--- Written task ---
Output the material word for word. Leave each picture out.

──────── Information shown

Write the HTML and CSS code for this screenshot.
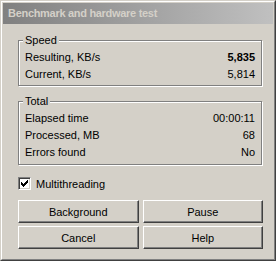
FILE: index.html
```html
<!DOCTYPE html>
<html lang="en">
<head>
  <meta charset="UTF-8" />
  <title>Benchmark and hardware test</title>
  <link rel="stylesheet" href="styles.css">
</head>
<body>
  <div class="window">
    <div class="window-inner">
      <div class="titlebar">Benchmark and hardware test</div>
      <div class="content">
        <div class="group speed">
          <span class="group-title">Speed</span>
          <div class="row"><span>Resulting, KB/s</span><span class="strong">5,835</span></div>
          <div class="row"><span>Current, KB/s</span><span>5,814</span></div>
        </div>
        <div class="group total">
          <span class="group-title">Total</span>
          <div class="row"><span>Elapsed time</span><span>00:00:11</span></div>
          <div class="row"><span>Processed, MB</span><span>68</span></div>
          <div class="row"><span>Errors found</span><span>No</span></div>
        </div>
        <label class="check">
          <span class="check-box">
            <svg width="7" height="7" viewBox="0 0 7 7" shape-rendering="crispEdges">
              <path d="M0 2h1v3H0z M1 3h1v3H1z M2 4h1v3H2z M3 3h1v3H3z M4 2h1v3H4z M5 1h1v3H5z M6 0h1v3H6z" fill="#000"/>
            </svg>
          </span>
          Multithreading
        </label>
        <div class="buttons">
          <button>Background</button>
          <button>Pause</button>
          <button>Cancel</button>
          <button>Help</button>
        </div>
      </div>
    </div>
  </div>
</body>
</html>
```

FILE: styles.css
```css
body, html {
  margin: 0;
  padding: 0;
  background: #fff;
  font-family: 'Liberation Sans', Arial, sans-serif;
  font-size: 11px;
  color: #000;
}
.window {
  width: 276px;
  height: 261px;
  box-sizing: border-box;
  background: #d4d0c8;
  border: 1px solid;
  border-color: #d4d0c8 #404040 #404040 #d4d0c8;
}
.window-inner {
  height: 100%;
  box-sizing: border-box;
  border: 1px solid;
  border-color: #fff #808080 #808080 #fff;
  padding: 1px;
}
.titlebar {
  height: 21px;
  line-height: 21px;
  padding-left: 5px;
  background: linear-gradient(to right, #808080, #c0c0c0);
  color: #d4d0c8;
  font-weight: bold;
  letter-spacing: -0.3px;
}
.content {
  padding: 16px 10px 0 15px;
}
.group {
  position: relative;
  border: 1px solid #808080;
  box-shadow: 1px 1px 0 #fff, inset 1px 1px 0 #fff;
  padding: 8px 6px 2px 6px;
  margin-right: 1px;
}
.total {
  margin-top: 15px;
  padding-top: 8px;
  padding-bottom: 3px;
}
.group-title {
  position: absolute;
  top: -8px;
  left: 4px;
  padding: 0 2px;
  line-height: 15px;
  background: #d4d0c8;
}
.row {
  display: flex;
  justify-content: space-between;
  line-height: 17px;
}
.strong {
  font-weight: bold;
}
.check {
  display: flex;
  align-items: center;
  gap: 5px;
  margin-top: 12px;
  height: 13px;
}
.check-box {
  width: 13px;
  height: 13px;
  box-sizing: border-box;
  border: 1px solid;
  border-color: #808080 #fff #fff #808080;
  box-shadow: inset 1px 1px 0 #404040, inset -1px -1px 0 #d4d0c8;
  background: #fff;
  display: flex;
  align-items: center;
  justify-content: center;
}
.buttons {
  display: grid;
  grid-template-columns: 1fr 1fr;
  gap: 3px 4px;
  margin-top: 10px;
}
.buttons button {
  height: 23px;
  padding: 0;
  font-family: inherit;
  font-size: 11px;
  color: #000;
  background: #d4d0c8;
  border: 1px solid;
  border-color: #fff #404040 #404040 #fff;
  box-shadow: inset -1px -1px 0 #808080;
}
```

────────────────

--- Written reply ---
Write the HTML and CSS code for this screenshot.
FILE: index.html
```html
<!DOCTYPE html>
<html lang="en">
<head>
  <meta charset="UTF-8" />
  <title>Benchmark and hardware test</title>
  <link rel="stylesheet" href="styles.css">
</head>
<body>
  <div class="window">
    <div class="window-inner">
      <div class="titlebar">Benchmark and hardware test</div>
      <div class="content">
        <div class="group speed">
          <span class="group-title">Speed</span>
          <div class="row"><span>Resulting, KB/s</span><span class="strong">5,835</span></div>
          <div class="row"><span>Current, KB/s</span><span>5,814</span></div>
        </div>
        <div class="group total">
          <span class="group-title">Total</span>
          <div class="row"><span>Elapsed time</span><span>00:00:11</span></div>
          <div class="row"><span>Processed, MB</span><span>68</span></div>
          <div class="row"><span>Errors found</span><span>No</span></div>
        </div>
        <label class="check">
          <span class="check-box">
            <svg width="7" height="7" viewBox="0 0 7 7" shape-rendering="crispEdges">
              <path d="M0 2h1v3H0z M1 3h1v3H1z M2 4h1v3H2z M3 3h1v3H3z M4 2h1v3H4z M5 1h1v3H5z M6 0h1v3H6z" fill="#000"/>
            </svg>
          </span>
          Multithreading
        </label>
        <div class="buttons">
          <button>Background</button>
          <button>Pause</button>
          <button>Cancel</button>
          <button>Help</button>
        </div>
      </div>
    </div>
  </div>
</body>
</html>
```

FILE: styles.css
```css
body, html {
  margin: 0;
  padding: 0;
  background: #fff;
  font-family: 'Liberation Sans', Arial, sans-serif;
  font-size: 11px;
  color: #000;
}
.window {
  width: 276px;
  height: 261px;
  box-sizing: border-box;
  background: #d4d0c8;
  border: 1px solid;
  border-color: #d4d0c8 #404040 #404040 #d4d0c8;
}
.window-inner {
  height: 100%;
  box-sizing: border-box;
  border: 1px solid;
  border-color: #fff #808080 #808080 #fff;
  padding: 1px;
}
.titlebar {
  height: 21px;
  line-height: 21px;
  padding-left: 5px;
  background: linear-gradient(to right, #808080, #c0c0c0);
  color: #d4d0c8;
  font-weight: bold;
  letter-spacing: -0.3px;
}
.content {
  padding: 16px 10px 0 15px;
}
.group {
  position: relative;
  border: 1px solid #808080;
  box-shadow: 1px 1px 0 #fff, inset 1px 1px 0 #fff;
  padding: 8px 6px 2px 6px;
  margin-right: 1px;
}
.total {
  margin-top: 15px;
  padding-top: 8px;
  padding-bottom: 3px;
}
.group-title {
  position: absolute;
  top: -8px;
  left: 4px;
  padding: 0 2px;
  line-height: 15px;
  background: #d4d0c8;
}
.row {
  display: flex;
  justify-content: space-between;
  line-height: 17px;
}
.strong {
  font-weight: bold;
}
.check {
  display: flex;
  align-items: center;
  gap: 5px;
  margin-top: 12px;
  height: 13px;
}
.check-box {
  width: 13px;
  height: 13px;
  box-sizing: border-box;
  border: 1px solid;
  border-color: #808080 #fff #fff #808080;
  box-shadow: inset 1px 1px 0 #404040, inset -1px -1px 0 #d4d0c8;
  background: #fff;
  display: flex;
  align-items: center;
  justify-content: center;
}
.buttons {
  display: grid;
  grid-template-columns: 1fr 1fr;
  gap: 3px 4px;
  margin-top: 10px;
}
.buttons button {
  height: 23px;
  padding: 0;
  font-family: inherit;
  font-size: 11px;
  color: #000;
  background: #d4d0c8;
  border: 1px solid;
  border-color: #fff #404040 #404040 #fff;
  box-shadow: inset -1px -1px 0 #808080;
}
```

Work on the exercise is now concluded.